Since this also happened to be the last time in my life I ever roasted a turkey, I'm a little fuzzy on the details. You obviously calculate how big a turkey to serve based on how many people are going to be eating it (a pound a person? something like that). Well, our math skills were obviously a little lacking, because we went slightly overboard: we bought a 12-kg turkey. That's 26 pounds, to most of you.
This was not a big turkey, it was a huge turkey. Enormous.
And of course, being so big, it would not fit into our pint-sized Italian oven, designed for more reasonably sized things, like lasagne.
This was a serious setback; luckily, it appeared, a solution was at hand. Liz, who lived only a few blocks away, was pretty sure her oven was a bit larger.

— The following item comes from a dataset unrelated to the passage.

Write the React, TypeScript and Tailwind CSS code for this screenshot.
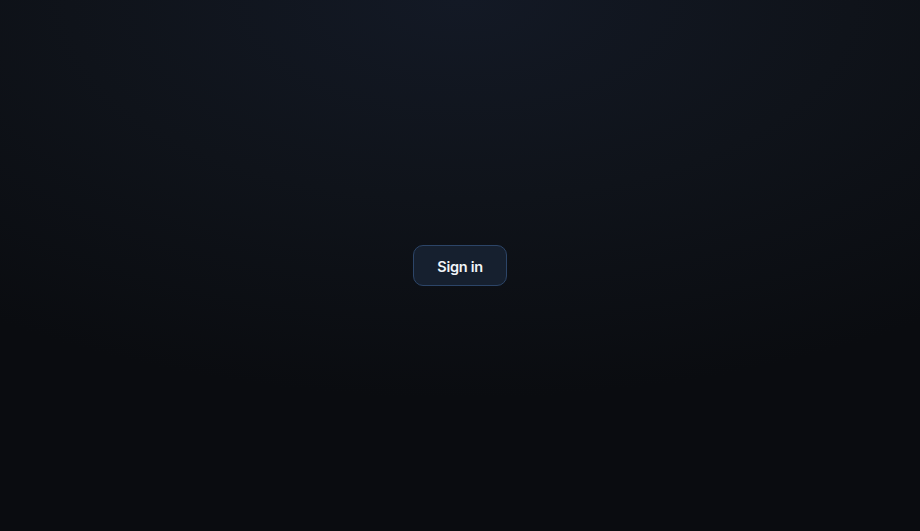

So she and I headed off on foot, waddling down the street with the roasting pan hanging awkwardly between us and bumping against our legs at every step, getting some very strange looks from Italian passers-by.
It did indeed fit into her oven, but there was one more hurdle to overcome: actually cooking the damned thing. Her oven was large, but didn't seem to heat very well. Someone's mother had given us another formula for working out how long to roast the turkey, and we waited patiently, but hour after hour the breast stubbornly remained a sickly pale. Lyn (or was it Chimène?) came over to inform us that our guests had arrived, and were busy guzzling down the wine and eating all the bread while waiting impatiently for their food.
After a while, we decided that we'd done the best we could, and it was time to deliver the goods to the hungry hordes. But how could we traverse the several blocks between Liz's place and ours on a cold November day without ending up with a tepid turkey? There was only one solution: call a taxi!
The driver was surprised, and kept darting us curious looks via the rearview mirror, but wisely refrained from asking any questions. Crazy American girls, riding around Bologna in a taxi with a huge turkey! And a half-cooked one, at that!
That was another fun Thanksgiving.

 

After all these memories, I realize I don't even remember my last Thanksgiving. Well, my last real Thanksgiving, in a home setting. My last actual Turkey Day was spent at a cheap chain restaurant in Richmond, Virginia eating dry white meat, runny gravy and frozen pumpkin pie. Dario was visiting, which made it tolerable. But it was still a lousy meal.
Before that... who knows?

Anyway, Happy Thanksgiving to all you lucky folks who will be in a food-induced daze for the next four days! Eat some extra stuffing and cranberries for me, will you?